The approach replaced production-line sequential and hierarchical ‘waterfall’ methods of developing code and services (based on the automobile production line), with iterative and responsive processes involving self-organising teams, continuous engagement and the division of bigger goals into short-term objectives – systems more attuned to the iterative modular nature of software.
Many of the top software and online services available today simply would not exist without Agile, or would be considerably less developed, from Microsoft Office to Facebook. Agile is also widely used by IT teams in government agencies, at varying degrees of sophistication and rigour.
Agile is said to increase productivity, reduce risk and improve ROI. However, that said, it isn’t for the fainthearted, requiring organisational buy-in, discipline, commitment and a willingness to put customers and stakeholders at the centre of the development process, ahead of ideological or expert beliefs.
The question I have is whether Agile methodologies can be adapted to another process, which is still largely based on hierarchical systems, embedded interests and sequential design – government policy development.
The UK is currently committed to a major step towards an Agile-like policy approach, with a reform process to adapt an ‘Open Policymaking’ approach.

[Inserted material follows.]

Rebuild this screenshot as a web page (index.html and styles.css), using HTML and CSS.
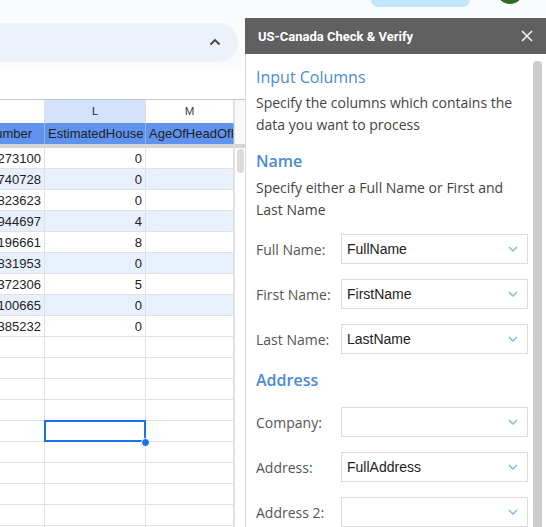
FILE: index.html
```html
<!DOCTYPE html>
<html>
<head>
<meta charset="utf-8">
<link rel="stylesheet" href="styles.css">
</head>
<body>
<div class="app">
  <div class="topstrip">
    <div class="pill"></div>
    <div class="avatar"></div>
  </div>
  <div class="main">
    <div class="sheet">
      <div class="toolbar">
        <div class="menu-pill">
          <svg class="caret" width="12" height="8" viewBox="0 0 12 8"><path d="M1.5 6.5 L6 2 L10.5 6.5" fill="none" stroke="#444746" stroke-width="1.8"/></svg>
        </div>
      </div>
      <div class="formula"></div>
      <div class="grid">
        <div class="table">
          <div class="row colhead">
            <div class="cell k"></div>
            <div class="cell l sel">L</div>
            <div class="cell m">M</div>
          </div>
          <div class="row headrow">
            <div class="cell k clip"><span>PhoneNumber</span></div>
            <div class="cell l left">EstimatedHouse</div>
            <div class="cell m left">AgeOfHeadOfHousehold</div>
          </div>
          <div class="freeze"></div>
          <div class="row data"><div class="cell k num">4105273100</div><div class="cell l num">0</div><div class="cell m"></div></div>
          <div class="row data alt"><div class="cell k num">4105740728</div><div class="cell l num">0</div><div class="cell m"></div></div>
          <div class="row data"><div class="cell k num">4105823623</div><div class="cell l num">0</div><div class="cell m"></div></div>
          <div class="row data alt"><div class="cell k num">4105944697</div><div class="cell l num">4</div><div class="cell m"></div></div>
          <div class="row data"><div class="cell k num">4105196661</div><div class="cell l num">8</div><div class="cell m"></div></div>
          <div class="row data alt"><div class="cell k num">4105831953</div><div class="cell l num">0</div><div class="cell m"></div></div>
          <div class="row data"><div class="cell k num">4105372306</div><div class="cell l num">5</div><div class="cell m"></div></div>
          <div class="row data alt"><div class="cell k num">4105100665</div><div class="cell l num">0</div><div class="cell m"></div></div>
          <div class="row data"><div class="cell k num">4105385232</div><div class="cell l num">0</div><div class="cell m"></div></div>
          <div class="row data"><div class="cell k"></div><div class="cell l"></div><div class="cell m"></div></div>
          <div class="row data"><div class="cell k"></div><div class="cell l"></div><div class="cell m"></div></div>
          <div class="row data"><div class="cell k"></div><div class="cell l"></div><div class="cell m"></div></div>
          <div class="row data"><div class="cell k"></div><div class="cell l"></div><div class="cell m"></div></div>
          <div class="row data"><div class="cell k"></div><div class="cell l active"><div class="selbox"></div><div class="handle"></div></div><div class="cell m"></div></div>
          <div class="row data"><div class="cell k"></div><div class="cell l"></div><div class="cell m"></div></div>
          <div class="row data"><div class="cell k"></div><div class="cell l"></div><div class="cell m"></div></div>
          <div class="row data"><div class="cell k"></div><div class="cell l"></div><div class="cell m"></div></div>
          <div class="row data"><div class="cell k"></div><div class="cell l"></div><div class="cell m"></div></div>
          <div class="row data"><div class="cell k"></div><div class="cell l"></div><div class="cell m"></div></div>
        </div>
        <div class="vscroll">
          <div class="vscroll-head"></div>
          <div class="vthumb"></div>
        </div>
      </div>
    </div>
    <aside class="sidebar">
      <div class="sb-header">
        <span class="sb-title">US-Canada Check &amp; Verify</span>
        <svg class="sb-close" width="12" height="12" viewBox="0 0 12 12"><path d="M1 1 L11 11 M11 1 L1 11" stroke="#f2f2f2" stroke-width="1.6" fill="none"/></svg>
      </div>
      <div class="sb-body">
        <div class="sb-content">
          <h2 class="sb-h first">Input Columns</h2>
          <p class="sb-desc">Specify the columns which contains the data you want to process</p>
          <h2 class="sb-h bold">Name</h2>
          <p class="sb-desc">Specify either a Full Name or First and Last Name</p>
          <div class="field first-field">
            <label class="flabel">Full Name:</label>
            <div class="select"><span class="sval">FullName</span><svg class="chev" width="10" height="6" viewBox="0 0 10 6"><path d="M1 1 L5 5 L9 1" fill="none" stroke="#86bfeb" stroke-width="1.6"/></svg></div>
          </div>
          <div class="field">
            <label class="flabel">First Name:</label>
            <div class="select"><span class="sval">FirstName</span><svg class="chev" width="10" height="6" viewBox="0 0 10 6"><path d="M1 1 L5 5 L9 1" fill="none" stroke="#86bfeb" stroke-width="1.6"/></svg></div>
          </div>
          <div class="field">
            <label class="flabel">Last Name:</label>
            <div class="select"><span class="sval">LastName</span><svg class="chev" width="10" height="6" viewBox="0 0 10 6"><path d="M1 1 L5 5 L9 1" fill="none" stroke="#86bfeb" stroke-width="1.6"/></svg></div>
          </div>
          <h2 class="sb-h bold addr">Address</h2>
          <div class="field addr-first">
            <label class="flabel">Company:</label>
            <div class="select"><span class="sval"></span><svg class="chev" width="10" height="6" viewBox="0 0 10 6"><path d="M1 1 L5 5 L9 1" fill="none" stroke="#86bfeb" stroke-width="1.6"/></svg></div>
          </div>
          <div class="field">
            <label class="flabel">Address:</label>
            <div class="select"><span class="sval">FullAddress</span><svg class="chev" width="10" height="6" viewBox="0 0 10 6"><path d="M1 1 L5 5 L9 1" fill="none" stroke="#86bfeb" stroke-width="1.6"/></svg></div>
          </div>
          <div class="field">
            <label class="flabel">Address 2:</label>
            <div class="select"><span class="sval"></span><svg class="chev" width="10" height="6" viewBox="0 0 10 6"><path d="M1 1 L5 5 L9 1" fill="none" stroke="#86bfeb" stroke-width="1.6"/></svg></div>
          </div>
        </div>
        <div class="sb-scroll"></div>
      </div>
    </aside>
  </div>
</div>
</body>
</html>
```

FILE: styles.css
```css
* { box-sizing: border-box; }
html, body { margin: 0; padding: 0; }
body {
  width: 546px;
  height: 527px;
  overflow: hidden;
  background: #f9fbfd;
  font-family: "Liberation Sans", Arial, sans-serif;
}
.app { display: flex; flex-direction: column; height: 527px; }

.topstrip {
  height: 18px;
  display: flex;
  align-items: flex-start;
  background: #f9fbfd;
  flex: none;
}
.pill {
  margin-left: 371px;
  width: 99px;
  height: 7px;
  background: #c2e7ff;
  border-radius: 0 0 16px 16px;
}
.avatar {
  margin-left: 27px;
  margin-top: -22px;
  width: 26px;
  height: 26px;
  border-radius: 50%;
  background: #2f6b21;
}

.main { display: flex; flex: 1; min-height: 0; }

.sheet {
  width: 245px;
  flex: none;
  display: flex;
  flex-direction: column;
  overflow: hidden;
}
.toolbar {
  height: 53px;
  padding-top: 5px;
  background: #f9fbfd;
  flex: none;
}
.menu-pill {
  margin-left: -40px;
  width: 278px;
  height: 39px;
  background: #edf2fa;
  border-radius: 20px;
  display: flex;
  align-items: center;
  justify-content: flex-end;
  padding-right: 17px;
}
.caret { display: block; margin-bottom: 2px; }
.formula { height: 28px; background: #fff; flex: none; }

.grid {
  flex: 1;
  display: flex;
  background: #fff;
  border-top: 1px solid #c7c7c7;
  overflow: hidden;
}
.table { width: 234px; flex: none; }
.row { display: flex; }
.cell {
  flex: none;
  border-right: 1px solid #e1e1e1;
  font-size: 13px;
  color: #222;
  white-space: nowrap;
  overflow: hidden;
  display: flex;
  align-items: center;
}
.cell.k { width: 45px; }
.cell.l { width: 101px; }
.cell.m { width: 88px; }

.colhead { height: 23px; background: #fff; }
.colhead .cell {
  justify-content: center;
  font-family: Roboto, "Liberation Sans", sans-serif;
  font-size: 11px;
  color: #444746;
  border-right-color: #e1e1e1;
}
.colhead .cell.sel { background: #d3e3fd; color: #1f1f1f; }

.headrow { height: 21px; background: #5f93ee; }
.headrow .cell { border-right-color: #8fb3f2; color: #1f1f1f; padding-left: 3px; }
.headrow .cell.clip { justify-content: flex-end; padding-right: 12px; padding-left: 0; }
.headrow .cell.clip span { flex: none; }

.freeze { height: 4px; background: #d5d5d5; width: 245px; }

.data { height: 21px; border-bottom: 1px solid #e1e1e1; background: #fff; }
.data.alt { background: #e8f0fe; }
.data .cell.num { justify-content: flex-end; padding-right: 3px; }
.data .cell.k.num span { flex: none; }
.cell.active { position: relative; overflow: visible; }
.selbox {
  position: absolute;
  left: -1px;
  top: -1px;
  width: 102px;
  height: 22px;
  border: 2px solid #1a73e8;
}
.handle {
  position: absolute;
  right: -5px;
  bottom: -6px;
  width: 9px;
  height: 9px;
  border-radius: 50%;
  background: #1a73e8;
  border: 1px solid #fff;
}

.vscroll {
  width: 11px;
  flex: none;
  border-left: 1px solid #e1e1e1;
  background: #fff;
}
.vscroll-head { height: 44px; background: #f8f9fa; border-bottom: 4px solid #d5d5d5; height: 48px; }
.vthumb {
  margin: 1px 0 0 2px;
  width: 7px;
  height: 24px;
  border-radius: 4px;
  background: #dadce0;
}

.sidebar {
  width: 301px;
  flex: none;
  margin-top: 0;
  display: flex;
  flex-direction: column;
  background: #fff;
}
.sb-header {
  height: 36px;
  background: #606060;
  display: flex;
  align-items: center;
  justify-content: space-between;
  padding: 0 13px 0 13px;
  flex: none;
}
.sb-title {
  font-family: Roboto, "Liberation Sans", sans-serif;
  font-weight: 700;
  font-size: 13px;
  color: #fff;
}
.sb-close { display: block; margin-right: 0; }

.sb-body {
  flex: 1;
  display: flex;
  border-left: 1px solid #d9d9d9;
  overflow: hidden;
}
.sb-content {
  flex: 1;
  padding: 12px 5px 0 10px;
  font-family: "Open Sans", sans-serif;
}
.sb-scroll {
  width: 9px;
  margin: 7px 4px 0 0;
  background: #cdcdcd;
  border-radius: 4px 4px 0 0;
  flex: none;
}
.sb-h {
  margin: 15px 0 0 0;
  font-size: 16px;
  line-height: 22px;
  font-weight: 400;
  color: #4c8bd1;
}
.sb-h.first { margin-top: 0; }
.sb-h.bold { font-weight: 600; }
.sb-h.addr { margin-top: 15px; }
.sb-desc {
  margin: 4px 0 0 0;
  font-size: 14px;
  line-height: 21.5px;
  color: #444;
}
.sb-h.bold + .sb-desc { margin-top: 5px; }

.field {
  display: flex;
  align-items: center;
  margin-top: 15px;
  height: 30px;
}
.field.first-field { margin-top: 14px; }
.field.addr-first { margin-top: 16px; }
.flabel {
  width: 85px;
  flex: none;
  font-size: 14px;
  color: #555;
}
.select {
  flex: 1;
  height: 30px;
  border: 1px solid #dcdcdc;
  display: flex;
  align-items: center;
  justify-content: space-between;
  padding: 0 9px 0 5px;
  background: #fff;
}
.sval {
  font-family: "Liberation Sans", Arial, sans-serif;
  font-size: 14px;
  color: #222;
}
.chev { display: block; }
```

Detailed in http://my.civilservice.gov.uk, Open Policy mirrors a number of the attributes of Agile methodologies.
The approach intends to shift UK policy processes from being driven by top-down authority and fixed policy teams, towards co-design processes deeply involving stakeholders and managed by flexible policy teams drawn, based on skill, not status, from across government and other sectors.
The UK is even introducing the concept of contestable policy making, whereby the government is making funds available for organisations outside of government to develop policies, which would then be considered and potentially adopted by government as legislation, or integrated into agency-developed policy deliberations.
While open policy doesn’t entirely reflect Agile methodologies, it draws from it in an attempt to create a new, more iterative and responsive approach to policy development.
With the UK’s reforms still underway it is hard to yet assess whether the move to open policy will bear fruit. Trials of similar approaches (with varying levels of political and public sector commitment) elsewhere in the world are also still in early stages, so it is hard to identify successes – or failures – for open policy processes as yet.
However in an environment more complex and fast changing than ever before in history, open policy making attempts are likely to at minimum provide insights and significant lessons to governments who are prepared to innovate – learnings that could lead to improvements or changes to existing policy development processes.
To my thinking the key to this isn’t necessarily the outcome – the key is to innovate in policy making, just as governments are seeking to innovate in other areas. If governments don’t constantly try new things, measure the extent of change (improvement or otherwise) and share these learnings, then agencies and public sectors will ossify and undoubtably become fossils in a fast changing world.